A fully serverless data pipeline that centralizes and prepares stock market data from your selected companies. It's based on a modern and scalable data architecture for ingesting, transforming, and analyzing stock market data using GCS, PySpark, BigQuery, Composer (Airflow), and Terraform.
Data source extraction is automated for daily retrieval of stock price information from the Polygon.io API. Then, it is processed and modeled using PySpark and loaded into a modern data warehouse with a dimensional model for analytics and visualization.
The architecture is based on Google Cloud Services and deployed using Terraform as IaC.
Polygon API provides a free tier for this kind of project. There exist some limitations but we can extract the previous day stock price of 5 companies every minute.
By default we are fetching data from MAANG companies, but you can provide your preferred companies introducing its symbol when it is asked to.
- Google Cloud Storage: Data lake to store the data files in two layers: Raw and Processed with Parquet files.
- Dataproc Serverless (PySpark): Handles data transformation and formatting into a dimensional model.
- Google BigQuery: Analytical data warehouse and dashboard backend.
- Google Composer (Airflow): Orchestrates the end-to-end data workflow on a daily schedule.
- Terraform: Manages infrastructure as code to deploy all cloud resources.
Data Sources
- Polygon API: The main data source. It provides transactional data to our pipeline.
- ERP: We simulate a second data source as it's leaving CSV files into the raw layer of the data lake. It contains information about several companies and exchanges.
Note
If any of your selected companies is not included in data/erp_companies.csv file be free to add it.
- fact_stock_price: This is the central fact table that records daily stock price metrics such as open, close, high, low, and volume. Each record is linked to a specific company, exchange, and date via foreign keys. Its data is fetched from Polygon API and added to the table every time the process runs.
- dim_company: A dimension table that stores information about companies. It is loaded from the ERP file before transformations. The data is loaded adfter truncating the table.
- dim_exchange: A dimension table that stores information stock exchanges. It is loaded from the ERP file before transformations. The data is loaded adfter truncating the table.

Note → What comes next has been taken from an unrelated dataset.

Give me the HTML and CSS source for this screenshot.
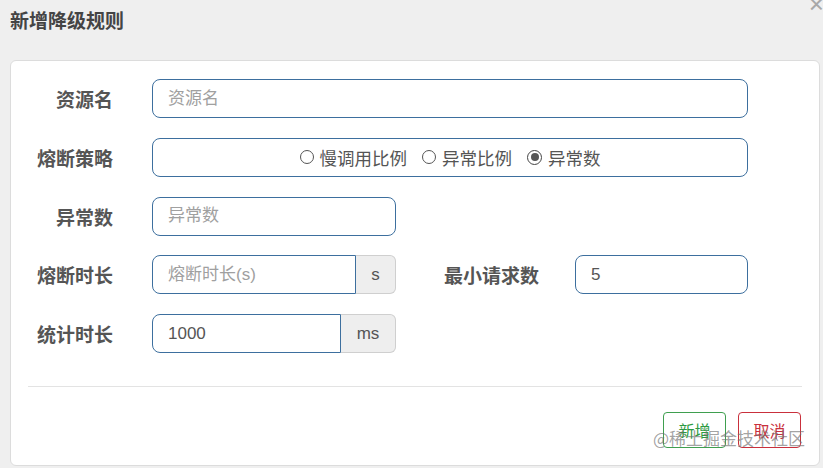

- dim_date: A standard date dimension table that provides useful time attributes. It is loaded from an already prepared CSV file.
Warning
Please be aware that this project deploys and runs Google cloud services that may incur charges.
Note
Skip the following steps if they are already done.
- Clone git repo:
git clone
- Go into infra directory:
cd financial-market-data-pipeline/infra
- Set project ID, service_account, and polygon key in infra/variables.tf file
MAANG companies. If you want to analize other companes, change the symbols...
- Initiate terraform and download dependencies:
terraform init
- View the Terraform plan:
terraform plan
Note
While it's possible to create a Dataproc cluster manually, this project takes advantage of Airflow to automate the entire process: from provisioning the Dataproc cluster, running the PySpark job, to automatically delete the cluster once the job is complete.
- Create the resources:
terraform apply
-
Type
yesto confirm. The environment could take 20-25 minutes to be completely deployed. -
Log in into GCP Console and go to Composer service.
-
To activate the Composer sensor, upload the provided erp_companies.csv file:
gsutil cp ../data/erp_companies.csv gs://datalake-stock-market-bucket/raw/ERP/
-
When all the tasks are finished, you will be able to see raw and processed data inside GCS and to run queries in the dimensial model on BigQuery.
-
Once you are done with the project, finish the cloud services:
terraform destroy
- Create dashboard for visualization
- Implement more data validation checks
- Add logging and alerts
- Automate pipeline deployment with CI/CD